The company has said about 2.5 million phones had been shipped before the recall, including those in the hands of consumers and carriers. Note 7s with new batteries are due to become available on September 19. On Friday, the US Consumer Product Safety Commission urged users of the phones to immediately turn them off and stop charging them. Aviation authorities around the world warned passengers not to use them during flights. Samsung and the CPSC are in talks on an official recall of the devices as soon as possible.

“The uncertainty over the Note 7 recall has grown following the tough reactions from the US,” said Lee Seung Woo, an analyst at IBK Securities in Seoul. “Samsung has to settle this situation as early as possible by replacing every Note 7 device in order to reassure customers. In the worst case scenario, Samsung may have to consider discontinuing Note 7 sales for a time.”
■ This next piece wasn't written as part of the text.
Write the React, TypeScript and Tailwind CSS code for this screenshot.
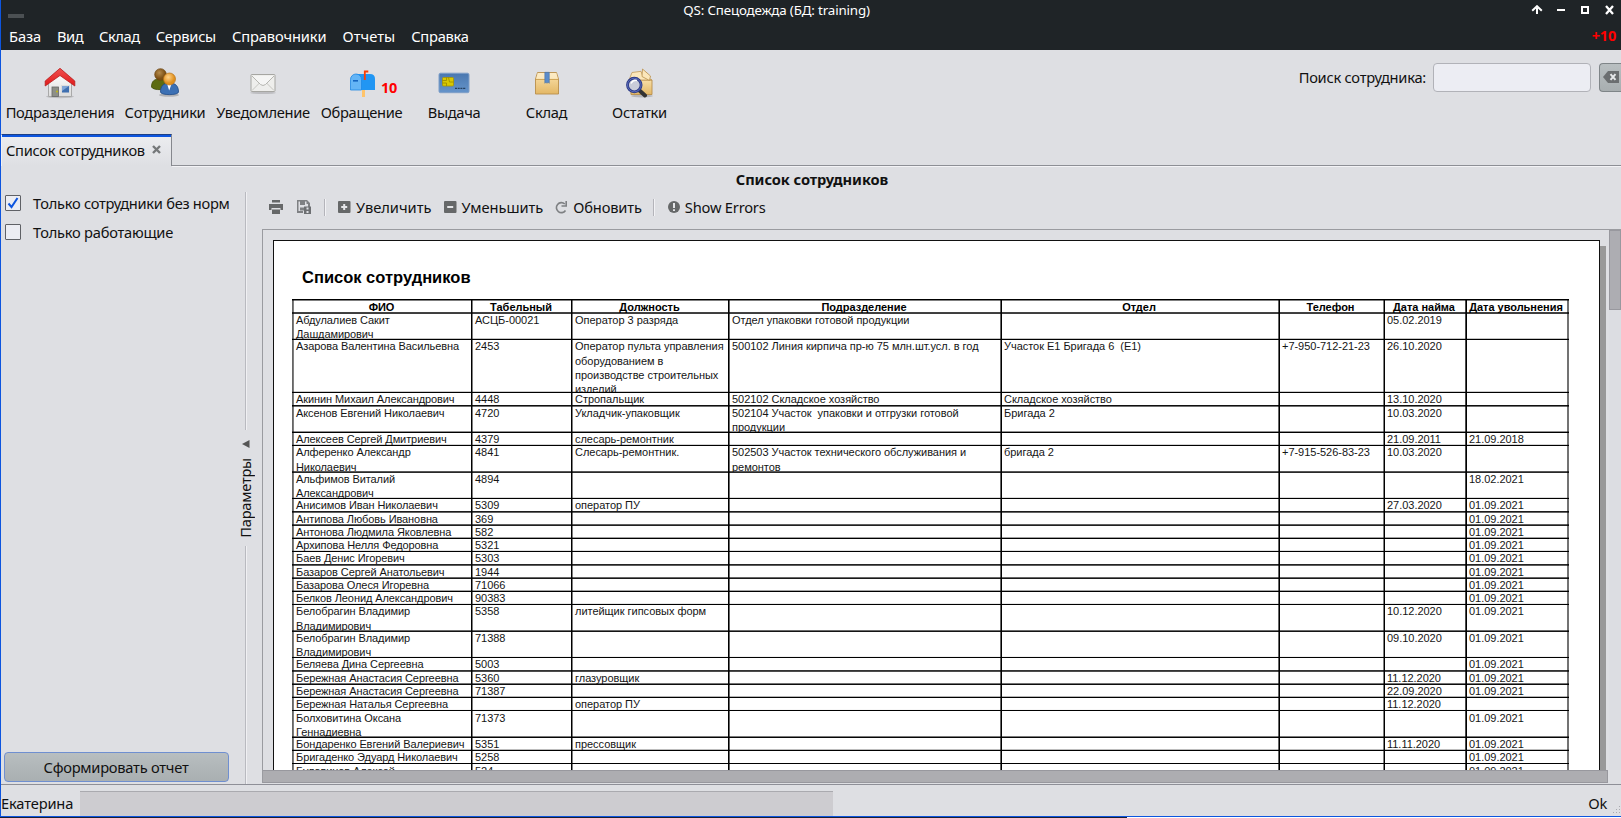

Before the problems with the Note 7, Samsung had been experiencing a recovery in sales and earnings that had driven its shares to a record. The recall came just days before new iPhones were unveiled and opens more of the field to Apple in the market for high-end devices.

“Samsung’s nightmare is just getting worse and worse,” said Bryan Ma, vice-president of devices research for IDC. It’s possible that airlines, rather than isolating Note 7s, may decide to ban all Samsung phones given the difficulty of differentiating between models. “If true, then the Note 7 could end up dragging down the rest of the portfolio.”